Deep divisions linger on health care
But poll finds support for key provisions of reform effort
By Dan Balz and Jon Cohen
Washington Post Staff Writers
Tuesday, November 17, 2009
As the Senate prepares to take up legislation aimed at overhauling the nation’s health-care system, President Obama and the Democrats are still struggling to win the battle for public opinion.
I guess you have to define ‘struggle,’ as Democrats generally snuggle up to the feeding trough and Blue Dog Democrats prevent what should have been (and would have in the more disciplined Republican Party) a sure thing.
. A new Washington Post-ABC News poll shows Americans deeply divided over the proposals under consideration and majorities predicting higher costs ahead.
Which is exactly according to plan. A proper lobbying effort emulates ghosts in the graveyard, each special interest with a cooperative grin on their bony and shrouded face, but carrying a scythe.

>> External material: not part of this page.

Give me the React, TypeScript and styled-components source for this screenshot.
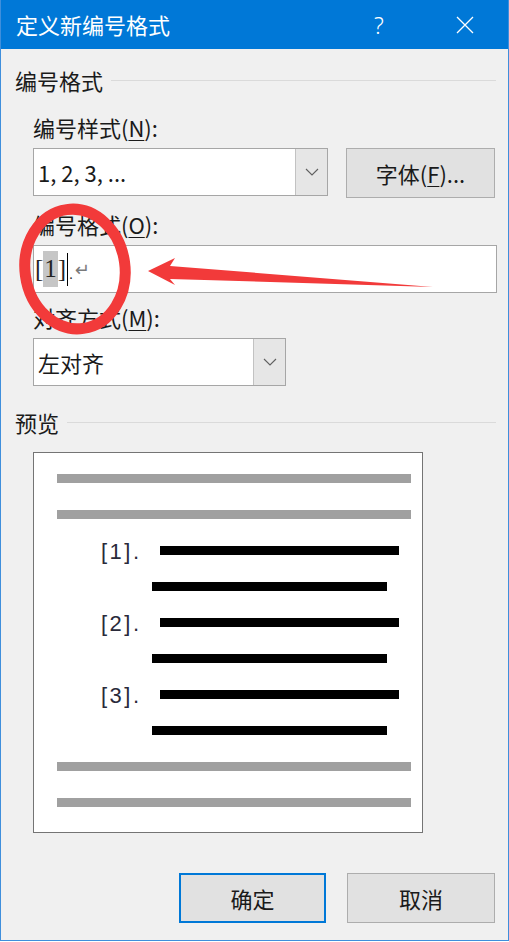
import React from "react";
import styled, { createGlobalStyle } from "styled-components";

const Global = createGlobalStyle`
  html, body { margin: 0; padding: 0; background: #ffffff; }
  body { font-family: "Noto Sans CJK SC", "Noto Sans", sans-serif; color: #1a1a1a; }
`;

const Window = styled.div`
  position: relative;
  width: 509px;
  height: 941px;
  box-sizing: border-box;
  background: #f0f0f0;
  border: 1px solid #3f8fdc;
  border-top: none;
  display: flex;
  flex-direction: column;
  overflow: hidden;
`;

const TitleBar = styled.div`
  height: 49px;
  margin: 0 -1px;
  background: #0078d7;
  color: #ffffff;
  display: flex;
  align-items: center;
  flex-shrink: 0;
`;

const Title = styled.div`
  flex: 1;
  padding-left: 16px;
  font-size: 22px;
  line-height: 1;
  margin-top: -2px;
`;

const CaptionButton = styled.div<{ $w: number }>`
  width: ${(p) => p.$w}px;
  height: 49px;
  display: flex;
  align-items: center;
  justify-content: center;
  font-family: "Noto Sans", sans-serif;
  font-weight: 300;
  font-size: 23px;
`;

const Body = styled.div`
  display: flex;
  flex-direction: column;
  padding: 0 12px 0 14px;
`;

const Heading = styled.div<{ $mt: number }>`
  margin-top: ${(p) => p.$mt}px;
  height: 26px;
  display: flex;
  align-items: center;
  gap: 8px;
  font-size: 22px;
`;

const Rule = styled.div`
  flex: 1;
  height: 1px;
  background: #dadada;
`;

const Indent = styled.div`
  display: flex;
  flex-direction: column;
  padding-left: 18px;
`;

const Label = styled.div<{ $mt: number }>`
  margin-top: ${(p) => p.$mt}px;
  height: 26px;
  display: flex;
  align-items: center;
  font-size: 22px;
  u { text-decoration-thickness: 1px; text-underline-offset: 3px; }
`;

const Row = styled.div<{ $mt: number }>`
  margin-top: ${(p) => p.$mt}px;
  display: flex;
  align-items: flex-start;
  gap: 18px;
`;

const Combo = styled.div<{ $w: number; $mt?: number }>`
  margin-top: ${(p) => p.$mt ?? 0}px;
  width: ${(p) => p.$w}px;
  height: 48px;
  box-sizing: border-box;
  border: 1px solid #a6a6a6;
  background: #ffffff;
  display: flex;
`;

const ComboValue = styled.div`
  flex: 1;
  display: flex;
  align-items: center;
  padding-left: 4px;
  font-size: 22px;
`;

const DropPart = styled.div`
  width: 31px;
  background: #e6e6e6;
  border-left: 1px solid #c2c2c2;
  display: flex;
  align-items: center;
  justify-content: center;
`;

const Button = styled.div<{ $w: number; $primary?: boolean }>`
  width: ${(p) => p.$w}px;
  height: 50px;
  box-sizing: border-box;
  background: #e1e1e1;
  border: ${(p) => (p.$primary ? "2px solid #0078d7" : "1px solid #adadad")};
  display: flex;
  align-items: center;
  justify-content: center;
  font-size: 22px;
  u { text-decoration-thickness: 1px; text-underline-offset: 3px; }
`;

const TextBox = styled.div<{ $mt: number }>`
  margin-top: ${(p) => p.$mt}px;
  width: 464px;
  height: 48px;
  box-sizing: border-box;
  border: 1px solid #a6a6a6;
  background: #ffffff;
  display: flex;
  align-items: center;
  padding-left: 1px;
  font-family: "Liberation Serif", serif;
  font-size: 25px;
  color: #222;
`;

const Highlight = styled.span`
  background: #c6c6c6;
  padding: 4px 1px;
`;

const Caret = styled.span`
  display: inline-block;
  width: 1px;
  height: 33px;
  background: #000;
  margin: 0 1px 0 1px;
`;

const Dot = styled.span`
  align-self: flex-end;
  margin-bottom: 9px;
  font-size: 14px;
`;

const Return = styled.span`
  font-family: "DejaVu Sans", sans-serif;
  font-size: 18px;
  color: #7a7a7a;
  margin-left: 2px;
  margin-top: 1px;
`;

const Preview = styled.div<{ $mt: number }>`
  margin-top: ${(p) => p.$mt}px;
  width: 390px;
  height: 381px;
  box-sizing: border-box;
  border: 1px solid #747474;
  background: #ffffff;
  padding-top: 21px;
  display: flex;
  flex-direction: column;
  gap: 27px;
`;

const Bar = styled.div<{ $left: number; $w: number; $grey?: boolean }>`
  margin-left: ${(p) => p.$left}px;
  width: ${(p) => p.$w}px;
  height: 9px;
  background: ${(p) => (p.$grey ? "#a0a0a0" : "#000000")};
  flex-shrink: 0;
`;

const NumberRow = styled.div`
  height: 9px;
  display: flex;
  align-items: center;
  padding-left: 67px;
`;

const NumberLabel = styled.div`
  width: 59px;
  font-family: "Liberation Sans", sans-serif;
  font-size: 22px;
  letter-spacing: 2.5px;
  color: #2a2a3a;
  line-height: 9px;
  margin-top: 1px;
`;

const Footer = styled.div`
  margin-top: 40px;
  display: flex;
  justify-content: flex-end;
  gap: 21px;
  padding-right: 1px;
`;

const Overlay = styled.svg`
  position: absolute;
  top: 0;
  left: 0;
  pointer-events: none;
`;

const Chevron = () => (
  <svg width="14" height="8" viewBox="0 0 14 8">
    <polyline points="1,1 7,7 13,1" fill="none" stroke="#5f5f5f" strokeWidth="1.1" />
  </svg>
);

const items = ["[1].", "[2].", "[3]."];

export default function App() {
  return (
    <>
      <Global />
      <Window>
        <TitleBar>
          <Title>定义新编号格式</Title>
          <CaptionButton $w={46}>?</CaptionButton>
          <CaptionButton $w={40} />
          <CaptionButton $w={46}>
            <svg width="18" height="18" viewBox="0 0 18 18">
              <path d="M1 1 L17 17 M17 1 L1 17" stroke="#fff" strokeWidth="1.3" fill="none" />
            </svg>
          </CaptionButton>
          <CaptionButton $w={21} />
        </TitleBar>
        <Body>
          <Heading $mt={18}>
            编号格式
            <Rule />
          </Heading>
          <Indent>
            <Label $mt={21}>
              编号样式(<u>N</u>):
            </Label>
            <Row $mt={8}>
              <Combo $w={295}>
                <ComboValue>1, 2, 3, ...</ComboValue>
                <DropPart>
                  <Chevron />
                </DropPart>
              </Combo>
              <Button $w={149}>
                字体(<u>F</u>)...
              </Button>
            </Row>
            <Label $mt={13}>
              编号格式(<u>O</u>):
            </Label>
            <TextBox $mt={8}>
              [<Highlight>1</Highlight>]<Caret />
              <Dot>.</Dot>
              <Return>↵</Return>
            </TextBox>
            <Label $mt={11}>
              对齐方式(<u>M</u>):
            </Label>
            <Combo $w={253} $mt={8}>
              <ComboValue>左对齐</ComboValue>
              <DropPart>
                <Chevron />
              </DropPart>
            </Combo>
          </Indent>
          <Heading $mt={23}>
            预览
            <Rule />
          </Heading>
          <Indent>
            <Preview $mt={17}>
              <Bar $grey $left={23} $w={354} />
              <Bar $grey $left={23} $w={354} />
              {items.map((t) => (
                <React.Fragment key={t}>
                  <NumberRow>
                    <NumberLabel>{t}</NumberLabel>
                    <Bar $left={0} $w={239} />
                  </NumberRow>
                  <Bar $left={118} $w={235} />
                </React.Fragment>
              ))}
              <Bar $grey $left={23} $w={354} />
              <Bar $grey $left={23} $w={354} />
            </Preview>
          </Indent>
          <Footer>
            <Button $w={147} $primary>
              确定
            </Button>
            <Button $w={148}>取消</Button>
          </Footer>
        </Body>
        <Overlay width="509" height="942" viewBox="0 0 509 942">
          <ellipse
            cx="74"
            cy="269"
            rx="50"
            ry="60"
            transform="rotate(-8 74 269)"
            fill="none"
            stroke="#f23a3a"
            strokeWidth="11"
          />
          <path
            d="M147 271 L174 258 L169 266 L432 287 L169 279 L174 285 Z"
            fill="#f23a3a"
          />
        </Overlay>
      </Window>
    </>
  );
}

. . . In the new poll, 48 percent say they support the proposed changes; 49 percent are opposed.
Bingo! The top Washington eateries are blue with the cigar-smoke of success, as Americans are just where K-Street wants them . . . bewildered and confused.

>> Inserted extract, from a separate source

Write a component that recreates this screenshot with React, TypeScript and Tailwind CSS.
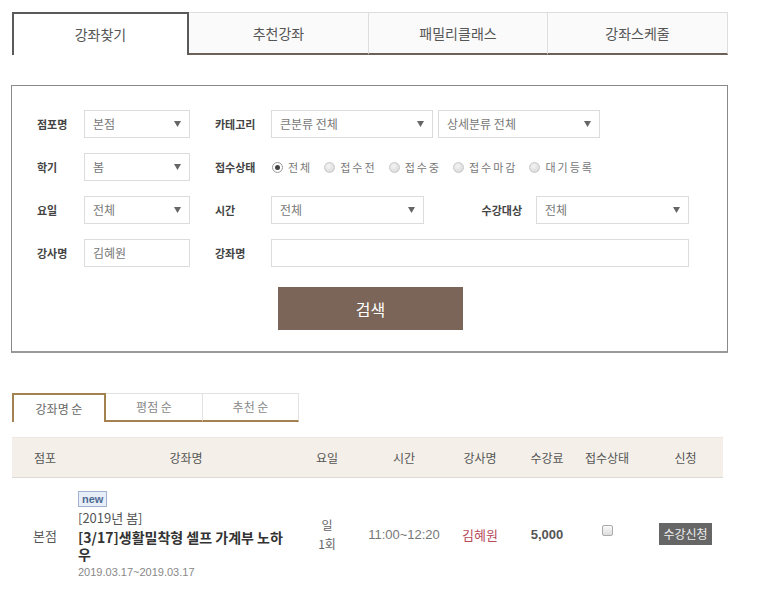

. . . a clear area of public concern centers on cost — 52 percent say an altered system would probably make their own care more expensive, and 56 percent see the overall cost of health care in the country going up as a result. Few see clear benefits in exchange for higher expenses.
There’s truth in that. Health care reform was supposed to undo the profit stranglehold of insurers, pharmaceuticals, hospitals, equipment suppliers, middlemen, paper-chasers and doctors. One by one they paid their way into being left alone ‘for the safety and benefit of the citizen.’ You bet costs are going to rise.
. . . Two-thirds of those surveyed support one of the basic tenets of the reform plan, a new requirement that all employers with payrolls of $500,000 or more provide health insurance coverage for their employees or face fines.
Define ‘provide.’ Passing off costs to the boss (so they don’t hurt personally until you lose your job) is a major factor in skyrocketing costs. Someone else is paying, so who cares about cost? When you wonder how a Toyota competes with a Buick, dial in the corporate health-care requirement.